Focusing on minimizing the amount of waste that ends up in the landfill, event organizers enlisted help to carry out their vision. A Green sponsor was secured to offset the cost of replacing plastic utensils and bags with compostable options, and providing compostable cups and reusable aluminum bottles for water.

Staff from the Office of Sustainability at the University of Arizona eagerly agreed to be the Green Partner for the event. Through the Compost Cats Bucket Program, ICS is borrowing 35-gallon compost bins and signage that explains how to sort waste into three separate bins for compost, recycling, and landfill. Compost Cats staff will meet with ICS staff and volunteers prior to the event to provide training and answer questions.

Attendees at Empty Bowls 2024 will notice these greener features at this year’s event:

  • No more single-use plastic water bottles. Guests are asked to bring their own water bottles to fill at provided water stations. Paper cups will be available for those who do not bring bottles.
  • Bamboo utensils will replace plastic spoons and knives.
  • Recyclable and compostable paper table coverings will replace plastic tablecloths.
  • Artisan bowls will be packaged for guests in recyclable paper bags instead of plastic.
  • Food will be served in compostable bowls, so bowls and food scraps can all be composted together.
  • Green volunteers will be stationed near all waste collection bins to help sort and separate compost, recycling, and trash.

Hosting a greener Empty Bowls event is just one way ICS is striving to lessen its environmental impact. Food Bank volunteer Jamie Roach launched the effort in the Northwest Food Bank. “Unfortunately and unavoidably, there is a lot of plastic waste associated with operating a food bank,” says Roach. “Several ICS volunteers are trying to mitigate the amount of plastics headed to the landfill, so we gather the plastic waste at the food bank on a daily basis and transport it to one of the city’s collection sites to be recycled into plastic building blocks, where they will possibly be used to build tiny homes for the unhoused.”

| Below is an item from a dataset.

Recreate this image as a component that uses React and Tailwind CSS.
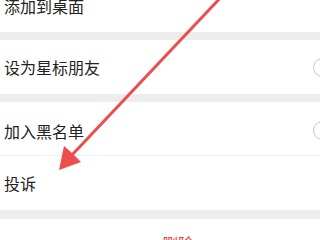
import React from 'react'

const rows = [
    { id: 'star', label: '设为星标朋友', toggle: true },
]

function Toggle() {
    // only the knob edge shows at the right border
    return <div className="ml-auto mr-[-12px] h-[19px] w-[19px] shrink-0 rounded-full border border-[#c8c8c8] bg-white"></div>
}

function Row({ label, toggle, className = '' }) {
    return (
        <div className={`flex h-[54px] items-center bg-white pl-1 text-[16px] text-[#222] ${className}`}>
            <span>{label}</span>
            {toggle && <Toggle />}
        </div>
    )
}

export default function App() {
    return (
        <div
            className="relative h-[240px] w-[320px] overflow-hidden bg-[#ededed]"
            style={{ fontFamily: '"Noto Sans CJK SC", "Noto Sans", sans-serif' }}
        >
            <Row label="添加到桌面" className="-mt-[22px] pt-[2px] h-[52px]" />
            <Row label={rows[0].label} toggle className="mt-2" />
            <Row label="加入黑名单" toggle className="mt-2 h-[54px] border-b border-[#f0f0f0] pt-1" />
            <Row label="投诉" />
            <div className="mt-[9px] h-[40px] bg-white pl-[162px] pt-[12px] text-[16px] leading-[24px] text-[#e64340]">删除</div>

            <svg className="pointer-events-none absolute left-0 top-0" width="320" height="240" viewBox="0 0 320 240">
                <line x1="224" y1="-6" x2="72" y2="155" stroke="#ee4d4d" strokeWidth="3" strokeLinecap="round" />
                <polygon points="59,170 64,146 72,153 81,162" fill="#ee4d4d" />
            </svg>
        </div>
    )
}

When Roach learned ICS wanted to take a greener approach and reduce the amount of single-use plastic at Empty Bowls, she generously offered to financially support the event as the Green Sponsor. She has also signed up to lead the volunteer team that will bus tables and oversee the waste collection bins at the event. The passion she brings to transforming Empty Bowls is in keeping with the way she lives her entire life: “As best I can, I live a sustainable life. I harvest water. I compost. I have solar panels on my home. I try to follow the 5 R’s—refuse, reduce, reuse, repurpose, recycle. I spend (too) much of my time thinking about plastic waste and what it’s doing to our environment and our health, and about what more I can do to influence others to buy/use less plastic.”